WRITTEN TASK: Copy out all lines of the records in which the word "that" appears.

================================

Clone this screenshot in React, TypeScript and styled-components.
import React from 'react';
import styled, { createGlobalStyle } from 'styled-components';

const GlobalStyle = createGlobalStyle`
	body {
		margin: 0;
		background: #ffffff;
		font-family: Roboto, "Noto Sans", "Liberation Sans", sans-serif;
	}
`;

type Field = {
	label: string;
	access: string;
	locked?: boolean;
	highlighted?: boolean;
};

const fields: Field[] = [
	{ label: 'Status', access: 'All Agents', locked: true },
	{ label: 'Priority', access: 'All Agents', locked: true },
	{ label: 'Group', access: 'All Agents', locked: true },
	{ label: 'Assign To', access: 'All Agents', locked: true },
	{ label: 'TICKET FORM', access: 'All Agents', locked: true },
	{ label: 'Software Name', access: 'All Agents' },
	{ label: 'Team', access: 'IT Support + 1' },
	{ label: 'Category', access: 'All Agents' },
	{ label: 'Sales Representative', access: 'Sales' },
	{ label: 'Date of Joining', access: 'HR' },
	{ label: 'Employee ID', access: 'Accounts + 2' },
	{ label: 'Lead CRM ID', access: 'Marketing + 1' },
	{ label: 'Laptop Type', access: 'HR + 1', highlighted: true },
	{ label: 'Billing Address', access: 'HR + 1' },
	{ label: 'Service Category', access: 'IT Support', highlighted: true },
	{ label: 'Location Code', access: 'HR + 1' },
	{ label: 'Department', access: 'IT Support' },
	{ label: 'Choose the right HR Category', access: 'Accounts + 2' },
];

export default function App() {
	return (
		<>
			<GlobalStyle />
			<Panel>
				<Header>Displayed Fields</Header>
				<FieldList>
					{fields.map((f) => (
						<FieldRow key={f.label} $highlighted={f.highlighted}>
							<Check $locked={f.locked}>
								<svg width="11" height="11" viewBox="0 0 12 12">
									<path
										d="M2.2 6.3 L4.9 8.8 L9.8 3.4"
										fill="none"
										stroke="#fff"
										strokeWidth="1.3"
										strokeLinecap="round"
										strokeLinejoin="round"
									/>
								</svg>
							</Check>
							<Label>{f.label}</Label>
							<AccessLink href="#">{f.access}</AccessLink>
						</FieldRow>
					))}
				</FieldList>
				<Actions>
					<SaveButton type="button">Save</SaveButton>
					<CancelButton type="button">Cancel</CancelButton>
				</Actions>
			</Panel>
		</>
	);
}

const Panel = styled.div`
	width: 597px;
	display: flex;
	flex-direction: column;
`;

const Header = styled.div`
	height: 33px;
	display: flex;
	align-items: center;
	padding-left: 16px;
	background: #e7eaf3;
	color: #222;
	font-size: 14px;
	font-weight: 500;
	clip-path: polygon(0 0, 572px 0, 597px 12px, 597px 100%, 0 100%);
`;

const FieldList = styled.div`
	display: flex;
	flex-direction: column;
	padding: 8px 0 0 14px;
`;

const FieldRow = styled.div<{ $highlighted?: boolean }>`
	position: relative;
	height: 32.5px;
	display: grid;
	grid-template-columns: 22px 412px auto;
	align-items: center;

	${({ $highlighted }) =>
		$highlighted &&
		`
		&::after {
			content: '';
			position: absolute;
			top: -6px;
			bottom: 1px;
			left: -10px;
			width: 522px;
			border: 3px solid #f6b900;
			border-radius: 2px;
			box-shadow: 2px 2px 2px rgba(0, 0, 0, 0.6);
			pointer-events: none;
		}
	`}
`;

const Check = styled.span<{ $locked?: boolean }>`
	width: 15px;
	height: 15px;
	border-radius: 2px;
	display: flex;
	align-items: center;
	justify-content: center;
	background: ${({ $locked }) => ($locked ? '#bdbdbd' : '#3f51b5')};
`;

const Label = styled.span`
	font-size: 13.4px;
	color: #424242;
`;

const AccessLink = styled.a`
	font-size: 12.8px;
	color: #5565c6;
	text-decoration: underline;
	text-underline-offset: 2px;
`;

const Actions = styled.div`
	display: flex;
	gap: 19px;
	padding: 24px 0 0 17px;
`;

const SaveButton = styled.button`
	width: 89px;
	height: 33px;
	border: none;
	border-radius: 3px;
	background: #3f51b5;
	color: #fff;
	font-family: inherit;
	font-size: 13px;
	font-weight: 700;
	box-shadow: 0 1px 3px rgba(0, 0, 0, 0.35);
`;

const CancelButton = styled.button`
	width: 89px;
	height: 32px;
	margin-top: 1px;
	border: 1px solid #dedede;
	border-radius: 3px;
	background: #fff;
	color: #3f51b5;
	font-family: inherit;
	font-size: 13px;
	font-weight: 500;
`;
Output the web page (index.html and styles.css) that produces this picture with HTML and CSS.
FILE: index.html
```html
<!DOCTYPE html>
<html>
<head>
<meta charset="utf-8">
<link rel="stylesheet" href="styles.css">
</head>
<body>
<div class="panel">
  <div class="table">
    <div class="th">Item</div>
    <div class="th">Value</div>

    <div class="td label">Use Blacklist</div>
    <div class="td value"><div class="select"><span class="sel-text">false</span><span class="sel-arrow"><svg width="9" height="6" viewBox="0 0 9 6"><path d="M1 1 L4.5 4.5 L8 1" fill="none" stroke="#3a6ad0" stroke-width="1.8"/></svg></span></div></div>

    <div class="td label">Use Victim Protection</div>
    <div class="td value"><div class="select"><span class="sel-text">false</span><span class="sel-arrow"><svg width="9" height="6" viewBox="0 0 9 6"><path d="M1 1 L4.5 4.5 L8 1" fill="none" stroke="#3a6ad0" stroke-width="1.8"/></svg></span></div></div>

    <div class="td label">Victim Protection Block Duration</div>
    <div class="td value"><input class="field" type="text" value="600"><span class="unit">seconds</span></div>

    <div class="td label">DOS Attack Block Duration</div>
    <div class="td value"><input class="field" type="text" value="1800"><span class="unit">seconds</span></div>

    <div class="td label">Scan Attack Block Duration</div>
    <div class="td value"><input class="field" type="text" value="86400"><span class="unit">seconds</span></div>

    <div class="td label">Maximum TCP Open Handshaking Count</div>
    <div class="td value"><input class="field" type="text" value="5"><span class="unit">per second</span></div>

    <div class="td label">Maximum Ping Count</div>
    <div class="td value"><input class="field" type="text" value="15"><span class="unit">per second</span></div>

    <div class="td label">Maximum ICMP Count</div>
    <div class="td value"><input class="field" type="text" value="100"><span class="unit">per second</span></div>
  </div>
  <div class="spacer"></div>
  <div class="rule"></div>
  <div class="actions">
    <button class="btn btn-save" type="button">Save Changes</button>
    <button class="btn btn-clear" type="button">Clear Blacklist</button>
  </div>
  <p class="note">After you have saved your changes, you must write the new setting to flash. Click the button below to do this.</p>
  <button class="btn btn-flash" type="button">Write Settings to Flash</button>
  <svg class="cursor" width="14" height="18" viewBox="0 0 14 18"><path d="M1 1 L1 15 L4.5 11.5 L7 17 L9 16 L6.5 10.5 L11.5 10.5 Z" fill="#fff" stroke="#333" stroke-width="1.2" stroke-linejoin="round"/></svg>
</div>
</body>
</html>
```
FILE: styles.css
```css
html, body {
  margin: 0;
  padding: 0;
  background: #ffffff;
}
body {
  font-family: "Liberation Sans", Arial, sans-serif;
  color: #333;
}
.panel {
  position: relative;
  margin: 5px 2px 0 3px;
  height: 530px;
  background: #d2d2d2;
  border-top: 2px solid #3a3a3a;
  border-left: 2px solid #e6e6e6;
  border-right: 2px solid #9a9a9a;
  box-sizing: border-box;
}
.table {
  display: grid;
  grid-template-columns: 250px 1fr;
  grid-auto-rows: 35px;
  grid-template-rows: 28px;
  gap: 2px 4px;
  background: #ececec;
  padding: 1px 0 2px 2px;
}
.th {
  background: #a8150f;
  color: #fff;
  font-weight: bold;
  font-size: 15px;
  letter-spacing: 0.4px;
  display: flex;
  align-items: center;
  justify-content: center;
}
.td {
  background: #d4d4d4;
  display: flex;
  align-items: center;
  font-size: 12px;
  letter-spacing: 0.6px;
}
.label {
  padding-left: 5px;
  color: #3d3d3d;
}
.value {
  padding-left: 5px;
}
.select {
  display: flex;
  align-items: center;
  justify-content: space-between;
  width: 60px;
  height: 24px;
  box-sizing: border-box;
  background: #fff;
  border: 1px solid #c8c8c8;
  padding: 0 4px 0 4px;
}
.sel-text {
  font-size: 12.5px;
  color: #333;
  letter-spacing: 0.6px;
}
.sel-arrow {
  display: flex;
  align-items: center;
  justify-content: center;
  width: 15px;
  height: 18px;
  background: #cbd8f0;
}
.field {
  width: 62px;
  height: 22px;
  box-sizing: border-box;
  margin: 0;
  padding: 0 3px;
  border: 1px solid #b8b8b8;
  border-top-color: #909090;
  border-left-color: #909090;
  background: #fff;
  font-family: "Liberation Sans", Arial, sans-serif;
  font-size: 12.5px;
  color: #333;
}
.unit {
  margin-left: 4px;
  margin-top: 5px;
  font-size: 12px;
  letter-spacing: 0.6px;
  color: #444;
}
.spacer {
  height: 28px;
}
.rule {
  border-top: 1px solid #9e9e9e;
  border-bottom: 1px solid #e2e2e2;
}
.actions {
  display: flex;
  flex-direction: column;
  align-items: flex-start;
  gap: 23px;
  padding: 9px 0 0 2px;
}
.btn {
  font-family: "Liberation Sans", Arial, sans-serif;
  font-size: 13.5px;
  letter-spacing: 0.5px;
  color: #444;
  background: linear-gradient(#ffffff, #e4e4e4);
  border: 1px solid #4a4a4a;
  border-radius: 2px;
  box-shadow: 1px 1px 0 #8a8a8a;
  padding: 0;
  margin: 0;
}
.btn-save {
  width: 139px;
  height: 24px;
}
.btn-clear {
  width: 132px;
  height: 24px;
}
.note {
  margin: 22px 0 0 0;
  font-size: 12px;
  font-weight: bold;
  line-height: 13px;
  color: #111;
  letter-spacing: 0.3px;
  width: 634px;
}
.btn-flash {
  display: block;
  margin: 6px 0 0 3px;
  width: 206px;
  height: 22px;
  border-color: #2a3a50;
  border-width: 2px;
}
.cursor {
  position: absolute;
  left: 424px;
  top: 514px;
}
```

================================

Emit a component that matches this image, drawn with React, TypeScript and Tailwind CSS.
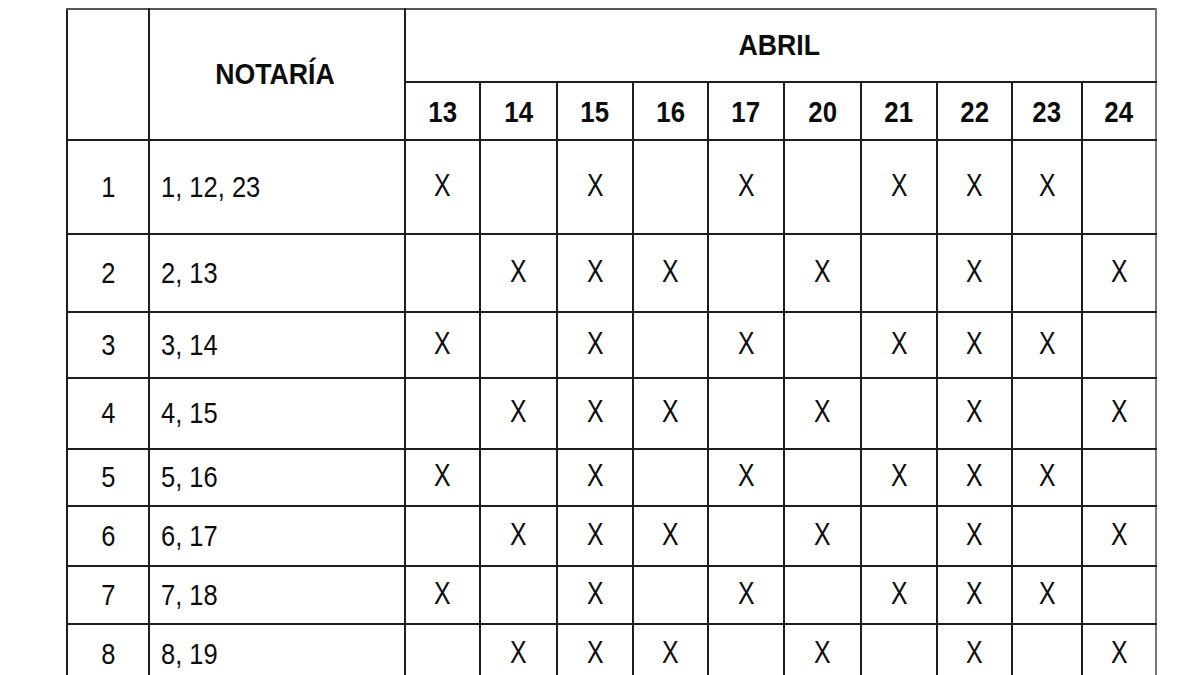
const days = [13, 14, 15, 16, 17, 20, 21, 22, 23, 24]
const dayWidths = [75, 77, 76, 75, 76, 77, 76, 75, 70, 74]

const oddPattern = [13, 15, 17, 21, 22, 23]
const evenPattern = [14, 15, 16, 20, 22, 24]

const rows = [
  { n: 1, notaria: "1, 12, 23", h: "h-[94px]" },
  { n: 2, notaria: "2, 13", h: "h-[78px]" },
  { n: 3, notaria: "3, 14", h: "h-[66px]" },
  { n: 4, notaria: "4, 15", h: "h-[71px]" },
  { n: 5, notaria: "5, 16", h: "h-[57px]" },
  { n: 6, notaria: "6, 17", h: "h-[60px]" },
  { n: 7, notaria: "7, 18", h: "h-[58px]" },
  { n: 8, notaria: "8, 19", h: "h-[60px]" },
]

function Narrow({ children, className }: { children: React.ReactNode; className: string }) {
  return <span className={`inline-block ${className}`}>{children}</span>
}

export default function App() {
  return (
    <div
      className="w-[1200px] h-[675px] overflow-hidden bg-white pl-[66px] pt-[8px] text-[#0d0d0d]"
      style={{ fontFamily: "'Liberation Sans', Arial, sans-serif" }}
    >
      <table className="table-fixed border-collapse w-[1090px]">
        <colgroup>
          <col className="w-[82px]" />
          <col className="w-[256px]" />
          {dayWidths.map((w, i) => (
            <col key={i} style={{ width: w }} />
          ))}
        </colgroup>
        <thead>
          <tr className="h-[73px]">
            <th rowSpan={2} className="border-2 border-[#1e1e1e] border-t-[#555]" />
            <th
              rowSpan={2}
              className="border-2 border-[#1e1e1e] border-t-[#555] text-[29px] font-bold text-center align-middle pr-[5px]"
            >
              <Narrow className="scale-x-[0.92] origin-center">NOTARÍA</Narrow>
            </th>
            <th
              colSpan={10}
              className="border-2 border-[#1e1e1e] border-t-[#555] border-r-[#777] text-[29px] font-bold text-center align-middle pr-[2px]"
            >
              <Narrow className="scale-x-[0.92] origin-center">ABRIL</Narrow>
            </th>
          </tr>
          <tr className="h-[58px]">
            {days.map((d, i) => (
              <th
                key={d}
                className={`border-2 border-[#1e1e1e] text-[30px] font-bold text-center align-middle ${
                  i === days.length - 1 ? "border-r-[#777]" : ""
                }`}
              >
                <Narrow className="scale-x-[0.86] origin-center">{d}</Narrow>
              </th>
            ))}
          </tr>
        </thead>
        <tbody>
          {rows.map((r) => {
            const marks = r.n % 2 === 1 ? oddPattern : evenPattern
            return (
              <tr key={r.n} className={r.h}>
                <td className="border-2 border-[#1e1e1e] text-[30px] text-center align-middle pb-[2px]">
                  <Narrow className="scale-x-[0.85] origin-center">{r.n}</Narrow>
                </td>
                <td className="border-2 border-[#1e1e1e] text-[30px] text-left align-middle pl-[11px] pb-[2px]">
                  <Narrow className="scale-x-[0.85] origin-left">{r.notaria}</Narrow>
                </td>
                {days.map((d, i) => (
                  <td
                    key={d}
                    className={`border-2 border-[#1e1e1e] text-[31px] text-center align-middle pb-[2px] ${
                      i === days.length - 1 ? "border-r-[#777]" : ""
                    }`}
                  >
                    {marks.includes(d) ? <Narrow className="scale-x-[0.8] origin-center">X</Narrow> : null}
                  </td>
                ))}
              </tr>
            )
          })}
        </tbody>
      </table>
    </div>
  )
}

================================

FINISHED ANSWER:
Output the web page (index.html and styles.css) that produces this picture with HTML and CSS.
Emit a component that matches this image, drawn with React, TypeScript and Tailwind CSS.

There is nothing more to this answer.